Mañana, los abogados se forjarán en el mercado
En la actualidad, en lo que a nuestro país se refiere, el desempeño de la profesión de abogado o procurador se caracteriza, desde la óptica de la libre concurrencia, por una práctica desregulación, pues basta la mera licenciatura universitaria junto al simple trámite administrativo de la colegiación para poder ejercer la profesión en todos los órdenes jurisdiccionales y ante cualquier órgano o instancia judicial, y a lo largo de toda la carrera profesional.
Parece claro pues que cualquier proyecto de reforma deberá vertebrarse sobre dos ejes fundamentales: el mantenimiento de la libre competencia como principio regulador, y la configuración y delimitación de un mercado que garantice unos adecuados niveles de calidad y seguridad en la prestación del servicio.
El objetivo de la inminente reforma que se anuncia no es, o al menos no debería ser, otro distinto de la pretensión, ampliamente compartida por todos los sectores afectados, de mejorar la calidad en la prestación del servicio, garantizando que quienes acceden a la profesión poseen unos mínimos y suficientes conocimientos y habilidades profesionales.
Si esa naturaleza holística que se predica de la Administración Pública significa algo, y ha de significarlo, es justamente que el interés colectivo no es la resultante agregada de una suma de intereses particulares o corporativos, y que, con independencia de que los contenga, toda regulación en esta materia ha de alejarse de cualquier especie de reparto o distribución fraccionada de cuotas de influencia.
Desde estas premisas, el Observatorio Justicia y Empresa postula un sistema de acceso al ejercicio de la profesión de abogado y procurador que, garantizando el exigible nivel de calidad, tan demandado socialmente, permita al futuro profesional elegir con entera libertad la institución pública o privada que, en condiciones de libre competencia, le ofrezca mayor garantía para superar los requisitos que definitivamente se establezcan.
Por eso, el filtro ha de ponerse al final del camino. Se trataría de instaurar una prueba de acceso o examen de Estado habilitante, cuya superación facultaría al licenciado universitario para el ejercicio de la abogacía. Ello produciría un efecto dinamizador en el mercado de referencia en un doble sentido: contribuiría decisivamente a elevar el nivel de calidad de los futuros profesionales y, a su vez, favorecería la mejora del contenido académico de los programas que, ofertados en régimen de libre competencia por instituciones públicas y privadas, se diseñarían por éstas para la preparación de la prueba.

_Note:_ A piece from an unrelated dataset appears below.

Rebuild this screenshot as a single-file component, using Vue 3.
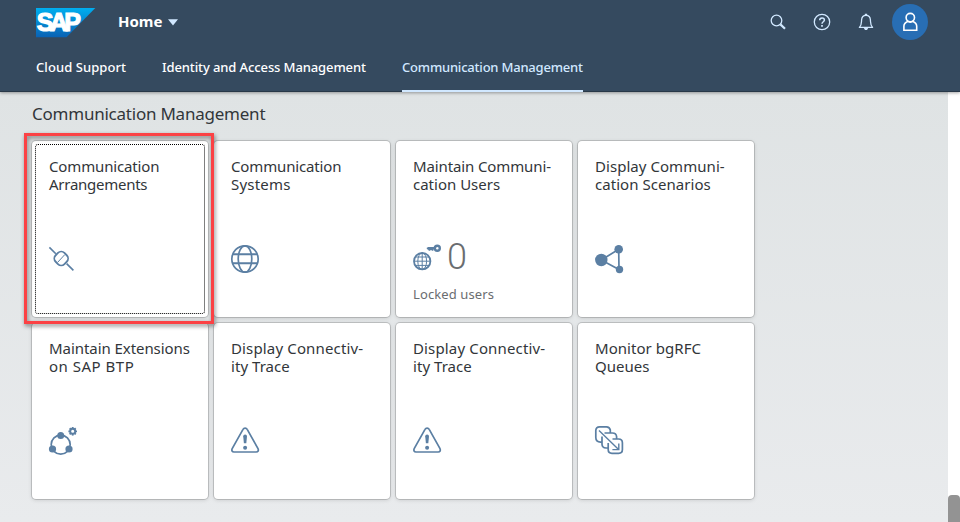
<script setup>
const tabs = [
  { label: 'Cloud Support', cls: 'tab-support' },
  { label: 'Identity and Access Management', cls: 'tab-identity' },
  { label: 'Communication Management', cls: 'tab-comm', active: true },
]

const tiles = [
  { icon: 'connect', focused: true, lines: [['Communication', -0.15], ['Arrangements', -0.26]] },
  { icon: 'globe', lines: [['Communication', -0.15], ['Systems', 0.2]] },
  { icon: 'key', value: '0', footer: 'Locked users', lines: [['Maintain Communi-', -0.12], ['cation Users', 0]] },
  { icon: 'share', lines: [['Display Communi-', 0.05], ['cation Scenarios', 0.05]] },
  { icon: 'extension', lines: [['Maintain Extensions', -0.06], ['on SAP BTP', 0.5]] },
  { icon: 'warning', lines: [['Display Connectiv-', 0.15], ['ity Trace', 0.05]] },
  { icon: 'warning', lines: [['Display Connectiv-', 0.15], ['ity Trace', 0.05]] },
  { icon: 'queue', lines: [['Monitor bgRFC', 0.04], ['Queues', 0]] },
]
const teeth = [0, 45, 90, 135, 180, 225, 270, 315]
</script>

<template>
  <div class="shell">
    <header class="header">
      <div class="bar">
        <svg class="logo" width="60" height="30" viewBox="0 0 60 30">
          <defs>
            <linearGradient id="sapBlue" x1="0" y1="0" x2="0" y2="1">
              <stop offset="0" stop-color="#00aeef" />
              <stop offset="1" stop-color="#0a62b4" />
            </linearGradient>
          </defs>
          <path d="M0 0H59.300L30.500 29.300H0Z" fill="url(#sapBlue)" />
          <text class="logo-text" x="0.800" y="23.200">SAP</text>
        </svg>
        <span class="home">Home</span>
        <svg class="caret" width="10" height="7" viewBox="0 0 10 7"><path d="M0 0.300H10L5 6.600Z" fill="#d1e8ff" /></svg>
        <div class="actions">
          <svg width="16" height="16" viewBox="0 0 16 16" class="act">
            <circle cx="6.500" cy="6.500" r="5.300" />
            <path d="M10.400 10.400L15 14.700" stroke-width="2.200" />
          </svg>
          <svg width="18" height="18" viewBox="0 0 18 18" class="act">
            <circle cx="9" cy="9" r="7.700" />
            <path d="M6.700 7.200C6.700 4.200 11.400 4.200 11.400 7C11.400 8.800 9 8.700 9 10.800" stroke-width="1.500" />
            <path d="M9 12.100V13.700" stroke-width="1.700" />
          </svg>
          <svg width="16" height="18" viewBox="0 0 16 18" class="act">
            <path d="M1.400 14.400C3.700 12.300 3.400 10 3.600 6.800C3.800 3.800 5.300 2.300 8 2.300C10.700 2.300 12.200 3.800 12.400 6.800C12.600 10 12.300 12.300 14.600 14.400Z" stroke-linejoin="round" />
            <path d="M6.800 1.400H9.200" />
            <path d="M5.800 15H10.200L9 17H7Z" fill="#d1e8ff" stroke="none" />
          </svg>
          <div class="avatar">
            <svg width="16" height="20" viewBox="0 0 16 20">
              <circle cx="8.300" cy="5.600" r="4.200" />
              <path d="M1.900 18.300V14.300C1.900 11.800 3.600 10.200 5.700 9.400Q8.300 10.800 10.900 9.400C13 10.200 14.700 11.800 14.700 14.300V18.300Z" />
            </svg>
          </div>
        </div>
      </div>
      <nav class="tabs">
        <a v-for="t in tabs" :key="t.label" class="tab" :class="[t.cls, { active: t.active }]">{{ t.label }}</a>
      </nav>
    </header>

    <div class="body">
      <main class="content">
        <h2 class="heading">Communication Management</h2>
        <div class="grid">
          <article v-for="(tile, i) in tiles" :key="i" class="tile" :class="{ focused: tile.focused }">
            <h3 class="title">
              <span v-for="l in tile.lines" :key="l[0]" class="line" :style="{ letterSpacing: l[1] + 'px' }">{{ l[0] }}</span>
            </h3>
            <div class="kpi">
              <svg class="icon" width="30" height="30" viewBox="0 0 30 30">
                <g v-if="tile.icon === 'connect'">
                  <path d="M.4 3.400L6.800 9.800M17.600 19.600L24.400 26.400" stroke-width="1.600" />
                  <rect x="6" y="8.300" width="12.400" height="12.400" rx="4.600" transform="rotate(45 12.200 14.500)" stroke-width="1.800" />
                  <path d="M8.600 18.400L15.800 10.600" stroke-width="1" />
                </g>
                <g v-else-if="tile.icon === 'globe'" stroke-width="1.700">
                  <circle cx="14" cy="15" r="13.200" />
                  <ellipse cx="14" cy="15" rx="6.800" ry="13.200" />
                  <path d="M1.600 10.200H26.400M1.600 19.200H26.400" stroke-width="2" />
                </g>
                <g v-else-if="tile.icon === 'key'">
                  <circle cx="9.200" cy="17.200" r="8.200" stroke-width="1.800" />
                  <ellipse cx="9.200" cy="17.200" rx="4.400" ry="8.300" stroke-width="1" />
                  <path d="M9.200 9V25.400M1 17.200H17.400M2.300 13H16.100M2.300 21.400H16.100" stroke-width="1" />
                  <circle cx="24.300" cy="4.300" r="2.500" stroke-width="2.400" />
                  <path d="M13.500 4L15.200 3H22V5.600H20.400V6.800H18.600V5.900H17.400V6.800H15.800L15 5.600H14.400Z" class="solid" />
                </g>
                <g v-else-if="tile.icon === 'share'">
                  <path d="M6.300 16L23.700 5.300L24 25.500Z" stroke-width="1.700" />
                  <circle class="solid" cx="6.300" cy="16" r="6.200" />
                  <circle class="solid" cx="23.700" cy="5.300" r="4.300" />
                  <circle class="solid" cx="24.500" cy="25.500" r="3.700" />
                </g>
                <g v-else-if="tile.icon === 'extension'">
                  <circle cx="11.700" cy="18.600" r="9.500" stroke-width="1.700" />
                  <circle class="solid" cx="11.700" cy="9.500" r="3.500" />
                  <circle class="solid" cx="3.500" cy="23" r="3.600" />
                  <circle class="solid" cx="20" cy="23" r="3.600" />
                  <circle cx="23.700" cy="5.300" r="2.500" stroke-width="1.900" />
                  <path v-for="a in teeth" :key="a" d="M23.700 1V2.600" stroke-width="1.800" :transform="`rotate(${a} 23.700 5.300)`" />
                </g>
                <g v-else-if="tile.icon === 'warning'">
                  <path d="M12 3.300C12.900 1.600 15.300 1.600 16.200 3.300L27 22.600C27.900 24.500 27 26 25.200 26H3C1.200 26 .3 24.500 1.200 22.600Z" stroke-width="1.700" />
                  <path class="solid" d="M12.200 10.200Q12.200 8.500 14.100 8.500Q16 8.500 16 10.200L15.300 17.200H12.900Z" />
                  <circle class="solid" cx="14.100" cy="21.800" r="2" />
                </g>
                <g v-else stroke-width="1.700">
                  <path d="M7 16.200H5.600Q.8 15.800 .8 11.500V4.600Q.8 .8 4.600 .8H11.500Q14.600 .8 15.300 4V7" />
                  <path d="M9.500 7H17.500Q21.200 7 21.600 10.600V13M7 10.600V18.200Q7.200 21.700 11 22H13.200" />
                  <path d="M13.200 17V23.600Q13.200 27.400 17 27.400H23.600Q27.400 27.400 27.400 23.600V16.800Q27.400 13 23.600 13H17.500" />
                  <path d="M4 4.400L23.600 23.400M23.800 17.600V23.600H17.400" stroke-width="1.400" />
                </g>
              </svg>
              <span v-if="tile.value" class="value">{{ tile.value }}</span>
            </div>
            <div v-if="tile.footer" class="footer">{{ tile.footer }}</div>
          </article>
        </div>
      </main>
      <div class="scrollbar"><div class="thumb"></div></div>
    </div>
  </div>
</template>

<style>
body { overflow: hidden; }
</style>

<style scoped>
.shell { display: flex; flex-direction: column; height: 522px; font-family: "Noto Sans", "Liberation Sans", sans-serif; color: #32363a; }
.header { position: relative; z-index: 2; box-sizing: border-box; height: 92px; flex: none; background: #354a5f; border-bottom: 1px solid #283848; box-shadow: 0 1px 3px rgba(0, 0, 0, .35); }
.bar { display: flex; align-items: center; height: 44px; padding: 0 32px 0 36px; box-sizing: border-box; }
.logo { display: block; margin-top: 2px; }
.logo-text { font: bold 25px "Liberation Sans", sans-serif; letter-spacing: -3.6px; fill: #fff; stroke: #fff; stroke-width: 1.2px; }
.home { margin-left: 22px; margin-top: -2px; font-size: 15px; font-weight: 700; line-height: 20px; color: #fff; }
.caret { margin-left: 6px; margin-top: 1px; }
.actions { margin-left: auto; display: flex; align-items: center; }
.act { fill: none; stroke: #d1e8ff; stroke-width: 1.3; display: block; }
.act:nth-child(1) { margin-right: 27px; }
.act:nth-child(2) { margin-right: 27px; }
.act:nth-child(3) { margin-right: 18px; }
.avatar { display: flex; align-items: center; justify-content: center; width: 36px; height: 36px; border-radius: 50%; background: #286eb4; }
.avatar svg { fill: none; stroke: #fff; stroke-width: 1.6; }
.tabs { display: flex; gap: 36px; height: 48px; padding-left: 36px; }
.tab { box-sizing: border-box; height: 48px; flex: none; font-size: 13px; font-weight: 500; line-height: 46px; color: #fff; white-space: nowrap; }
.tab-support { width: 90px; letter-spacing: .07px; }
.tab-identity { width: 204px; letter-spacing: -.11px; }
.tab-comm { width: 181px; letter-spacing: -.21px; }
.active { color: #d1e8ff; border-bottom: 2px solid #d1e8ff; }
.body { flex: 1; display: flex; min-height: 0; background: linear-gradient(#dfe3e4, #e9ebed); }
.content { flex: 1; padding: 10px 0 0 32px; }
.heading { margin: 0 0 15px; font-size: 17px; font-weight: 400; line-height: 24px; letter-spacing: -.23px; }
.grid { display: grid; grid-template-columns: repeat(4, 176px); grid-auto-rows: 176px; gap: 6px; }
.tile { position: relative; box-sizing: border-box; padding: 16px 16px 0 17px; background: #fff; border-radius: 4px; box-shadow: 0 0 0 1px rgba(0, 0, 0, .15), 0 1px 4px rgba(0, 0, 0, .15); }
.title { margin: 0; height: 87px; font-size: 15px; font-weight: 400; line-height: 18px; }
.line { display: block; white-space: nowrap; }
.kpi { display: flex; height: 30px; }
.icon { flex: none; fill: none; stroke: #5b7fa3; display: block; overflow: visible; }
.icon .solid { fill: #5b7fa3; stroke: none; }
.value { margin-left: 4px; font: 300 36px/26px Roboto, sans-serif; color: #6a6d70; }
.footer { margin-top: 11px; font-size: 13px; line-height: 18px; letter-spacing: .1px; color: #6a6d70; }
.focused { z-index: 1; }
.focused::before { content: ""; position: absolute; inset: 3px; border: 1px dotted #000; border-radius: 3px; }
.focused::after { content: ""; position: absolute; inset: -8px -6px -7px -8px; border: 3px solid #fb4144; filter: drop-shadow(1px 2px 2px rgba(0, 0, 0, .5)); }
.scrollbar { width: 12px; background: #fff; display: flex; align-items: flex-end; }
.thumb { width: 12px; height: 27px; background: #939393; border-radius: 4px 4px 0 0; }
</style>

Este plausible objetivo, que cohonesta el necesario equilibrio que ha de reinar entre la calidad del servicio y la competencia de los oferentes, sólo podría alcanzarse si desde la consiguiente plataforma legislativa no se erigen barreras artificiales que limiten la competencia y sólo persigan fidelizar administrativamente clientes cautivos.
En consecuencia, el acierto de la nueva regulación se residenciará en los términos en que se defina esa prueba de acceso o examen habilitante, que no puede consistir en una reedición más o menos compendiada de la licenciatura universitaria, sino mucho más concretamente en una evaluación objetiva de los conocimientos prácticos y habilidades técnicas que han de exigirse a los futuros profesionales de la abogacía.
Por estos motivos, resulta trascendente que la regulación administrativa se aleje de esa censurable práctica a la que tantas veces se ha acudido de distribuir la influencia de los intereses afectados de manera comunitaria, y se oriente por un criterio objetivo y universal del interés público.
Iguales criterios han de regir también para la exigible formación continua de los profesionales en ejercicio, novedad que está siendo objeto de debate. La mejor garantía para una adecuada actualización de las habilidades y conocimientos de los abogados y procuradores en ejercicio la constituye precisamente la libertad de concurrencia de todos los operadores que en la actualidad ofertan estos servicios.
En un tiempo en el que la experiencia ha evidenciado que la regulación administrativa de los mercados y la burocratización de su funcionamiento conduce, con no poca frecuencia, a la generación no sólo de resultados ineficientes sino también faltos de equidad, no parece que a la hora de emprender una reforma como la que se anuncia sean aconsejables patrones o directrices que olviden el papel de los mercados y la competencia, y se entreguen a prácticas excesivamente intervencionistas o corporativos que creíamos casi periclitadas.